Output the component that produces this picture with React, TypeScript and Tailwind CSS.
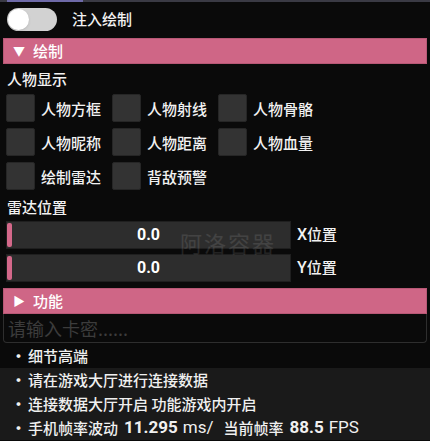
import React from 'react'

const font = { fontFamily: '"Noto Sans CJK SC", "Noto Sans", sans-serif' }
const latin = { fontFamily: 'Roboto, "Noto Sans", sans-serif' }

const checks = [
  ['人物方框', '人物射线', '人物骨骼'],
  ['人物昵称', '人物距离', '人物血量'],
  ['绘制雷达', '背敌预警'],
]

function Checkbox({ label }: { label: string }) {
  return (
    <div className="flex items-center w-[106px]">
      <div className="w-[29px] h-[28px] bg-[#333333] border border-[#262626] rounded-[2px]" />
      <span className="ml-[6px] text-[15px] font-medium text-[#f2f2f2] leading-none">{label}</span>
    </div>
  )
}

function Slider({ axis }: { axis: string }) {
  return (
    <div className="flex items-center h-[28px]">
      <div className="relative w-[285px] h-full bg-[#2d2d2d] border border-[#1f1f1f] flex items-center justify-center">
        <div className="absolute left-0 top-[1px] bottom-[1px] w-[5px] rounded-[2px] bg-[#d4688a]" />
        <span className="text-[16px] font-bold text-white" style={latin}>0.0</span>
      </div>
      <span className="ml-[6px] text-[15px] font-medium text-[#f2f2f2]">
        <span className="text-[16px]" style={latin}>{axis}</span>位置
      </span>
    </div>
  )
}

function SectionBar({ open, title }: { open: boolean; title: string }) {
  return (
    <div className="mx-[3px] h-[26px] bg-[#cf6686] border border-[#b85876] flex items-center pl-[9px] text-white">
      <span className="text-[12px] w-[20px]">{open ? '▼' : '▶'}</span>
      <span className="text-[15px] font-medium">{title}</span>
    </div>
  )
}

export default function App() {
  return (
    <div className="relative w-[430px] h-[441px] overflow-hidden bg-[#0a0a0a] text-white" style={font}>
      {/* top edge */}
      <div className="flex h-[2px]">
        <div className="w-[7px] bg-[#3a3a44]" />
        <div className="w-[76px] bg-[#6e6aa8]" />
        <div className="flex-1 bg-[#3a3a44]" />
      </div>

      {/* toggle row */}
      <div className="flex items-center px-[7px] mt-[6px] h-[23px]">
        <div className="w-[50px] h-[23px] rounded-full bg-[#d2d2d2] flex items-center px-[1px]">
          <div className="w-[21px] h-[21px] rounded-full bg-white shadow" />
        </div>
        <span className="ml-[15px] text-[15px] font-medium text-[#f2f2f2]">注入绘制</span>
      </div>

      <div className="mt-[7px]">
        <SectionBar open title="绘制" />
      </div>

      <div className="px-[7px] mt-[5px] h-[20px] flex items-center text-[15px] font-medium text-[#f2f2f2]">人物显示</div>

      <div className="px-[6px] mt-[5px] flex flex-col gap-[6px]">
        {checks.map((row, i) => (
          <div key={i} className="flex">
            {row.map(l => (
              <Checkbox key={l} label={l} />
            ))}
          </div>
        ))}
      </div>

      <div className="px-[7px] mt-[7px] h-[20px] flex items-center text-[15px] font-medium text-[#f2f2f2]">雷达位置</div>

      <div className="px-[6px] mt-[4px] flex flex-col gap-[5px]">
        <Slider axis="X" />
        <Slider axis="Y" />
      </div>

      <div className="mt-[6px]">
        <SectionBar open={false} title="功能" />
      </div>

      {/* input behind the panel */}
      <div className="mx-[3px] h-[29px] border-b border-l border-r border-[#2e2e2e] rounded-b-[4px] pl-[4px] flex items-center">
        <span className="text-[18px] leading-none text-[#3c3c3c] whitespace-nowrap">请输入卡密......</span>
      </div>

      {/* info lines */}
      <div className="mt-[1px] text-[15px] font-medium text-[#f0f0f0]">
        <div className="h-[24px] flex items-center pl-[11px]">
          <span className="w-[17px] font-bold">·</span>细节高端
        </div>
        <div className="bg-[#1a1a1a]">
          <div className="h-[24px] flex items-center pl-[11px]">
            <span className="w-[17px] font-bold">·</span>请在游戏大厅进行连接数据
          </div>
          <div className="h-[24px] flex items-center pl-[11px]">
            <span className="w-[17px] font-bold">·</span>连接数据大厅开启 功能游戏内开启
          </div>
          <div className="h-[24px] flex items-center pl-[11px] whitespace-nowrap">
            <span className="w-[17px] font-bold">·</span>手机帧率波动
            <span className="ml-[6px] text-[17px] font-bold" style={latin}>11.295</span>
            <span className="ml-[5px] text-[17px] font-normal" style={latin}>ms/</span>
            <span className="ml-[10px]">当前帧率</span>
            <span className="ml-[6px] text-[17px] font-bold" style={latin}>88.5</span>
            <span className="ml-[5px] text-[17px] font-normal" style={latin}>FPS</span>
          </div>
        </div>
      </div>

      {/* faint background watermark */}
      <span className="absolute left-[180px] top-[226px] text-[22px] tracking-[2px] text-white opacity-[0.1] pointer-events-none">阿洛容器</span>
    </div>
  )
}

-- TASK INSTRUCTIONS --
Omitting all images, print the listing exactly.

-- EXERCISE OUTPUT --
Output the component that produces this picture with React, TypeScript and Tailwind CSS.
import React from 'react'

const font = { fontFamily: '"Noto Sans CJK SC", "Noto Sans", sans-serif' }
const latin = { fontFamily: 'Roboto, "Noto Sans", sans-serif' }

const checks = [
  ['人物方框', '人物射线', '人物骨骼'],
  ['人物昵称', '人物距离', '人物血量'],
  ['绘制雷达', '背敌预警'],
]

function Checkbox({ label }: { label: string }) {
  return (
    <div className="flex items-center w-[106px]">
      <div className="w-[29px] h-[28px] bg-[#333333] border border-[#262626] rounded-[2px]" />
      <span className="ml-[6px] text-[15px] font-medium text-[#f2f2f2] leading-none">{label}</span>
    </div>
  )
}

function Slider({ axis }: { axis: string }) {
  return (
    <div className="flex items-center h-[28px]">
      <div className="relative w-[285px] h-full bg-[#2d2d2d] border border-[#1f1f1f] flex items-center justify-center">
        <div className="absolute left-0 top-[1px] bottom-[1px] w-[5px] rounded-[2px] bg-[#d4688a]" />
        <span className="text-[16px] font-bold text-white" style={latin}>0.0</span>
      </div>
      <span className="ml-[6px] text-[15px] font-medium text-[#f2f2f2]">
        <span className="text-[16px]" style={latin}>{axis}</span>位置
      </span>
    </div>
  )
}

function SectionBar({ open, title }: { open: boolean; title: string }) {
  return (
    <div className="mx-[3px] h-[26px] bg-[#cf6686] border border-[#b85876] flex items-center pl-[9px] text-white">
      <span className="text-[12px] w-[20px]">{open ? '▼' : '▶'}</span>
      <span className="text-[15px] font-medium">{title}</span>
    </div>
  )
}

export default function App() {
  return (
    <div className="relative w-[430px] h-[441px] overflow-hidden bg-[#0a0a0a] text-white" style={font}>
      {/* top edge */}
      <div className="flex h-[2px]">
        <div className="w-[7px] bg-[#3a3a44]" />
        <div className="w-[76px] bg-[#6e6aa8]" />
        <div className="flex-1 bg-[#3a3a44]" />
      </div>

      {/* toggle row */}
      <div className="flex items-center px-[7px] mt-[6px] h-[23px]">
        <div className="w-[50px] h-[23px] rounded-full bg-[#d2d2d2] flex items-center px-[1px]">
          <div className="w-[21px] h-[21px] rounded-full bg-white shadow" />
        </div>
        <span className="ml-[15px] text-[15px] font-medium text-[#f2f2f2]">注入绘制</span>
      </div>

      <div className="mt-[7px]">
        <SectionBar open title="绘制" />
      </div>

      <div className="px-[7px] mt-[5px] h-[20px] flex items-center text-[15px] font-medium text-[#f2f2f2]">人物显示</div>

      <div className="px-[6px] mt-[5px] flex flex-col gap-[6px]">
        {checks.map((row, i) => (
          <div key={i} className="flex">
            {row.map(l => (
              <Checkbox key={l} label={l} />
            ))}
          </div>
        ))}
      </div>

      <div className="px-[7px] mt-[7px] h-[20px] flex items-center text-[15px] font-medium text-[#f2f2f2]">雷达位置</div>

      <div className="px-[6px] mt-[4px] flex flex-col gap-[5px]">
        <Slider axis="X" />
        <Slider axis="Y" />
      </div>

      <div className="mt-[6px]">
        <SectionBar open={false} title="功能" />
      </div>

      {/* input behind the panel */}
      <div className="mx-[3px] h-[29px] border-b border-l border-r border-[#2e2e2e] rounded-b-[4px] pl-[4px] flex items-center">
        <span className="text-[18px] leading-none text-[#3c3c3c] whitespace-nowrap">请输入卡密......</span>
      </div>

      {/* info lines */}
      <div className="mt-[1px] text-[15px] font-medium text-[#f0f0f0]">
        <div className="h-[24px] flex items-center pl-[11px]">
          <span className="w-[17px] font-bold">·</span>细节高端
        </div>
        <div className="bg-[#1a1a1a]">
          <div className="h-[24px] flex items-center pl-[11px]">
            <span className="w-[17px] font-bold">·</span>请在游戏大厅进行连接数据
          </div>
          <div className="h-[24px] flex items-center pl-[11px]">
            <span className="w-[17px] font-bold">·</span>连接数据大厅开启 功能游戏内开启
          </div>
          <div className="h-[24px] flex items-center pl-[11px] whitespace-nowrap">
            <span className="w-[17px] font-bold">·</span>手机帧率波动
            <span className="ml-[6px] text-[17px] font-bold" style={latin}>11.295</span>
            <span className="ml-[5px] text-[17px] font-normal" style={latin}>ms/</span>
            <span className="ml-[10px]">当前帧率</span>
            <span className="ml-[6px] text-[17px] font-bold" style={latin}>88.5</span>
            <span className="ml-[5px] text-[17px] font-normal" style={latin}>FPS</span>
          </div>
        </div>
      </div>

      {/* faint background watermark */}
      <span className="absolute left-[180px] top-[226px] text-[22px] tracking-[2px] text-white opacity-[0.1] pointer-events-none">阿洛容器</span>
    </div>
  )
}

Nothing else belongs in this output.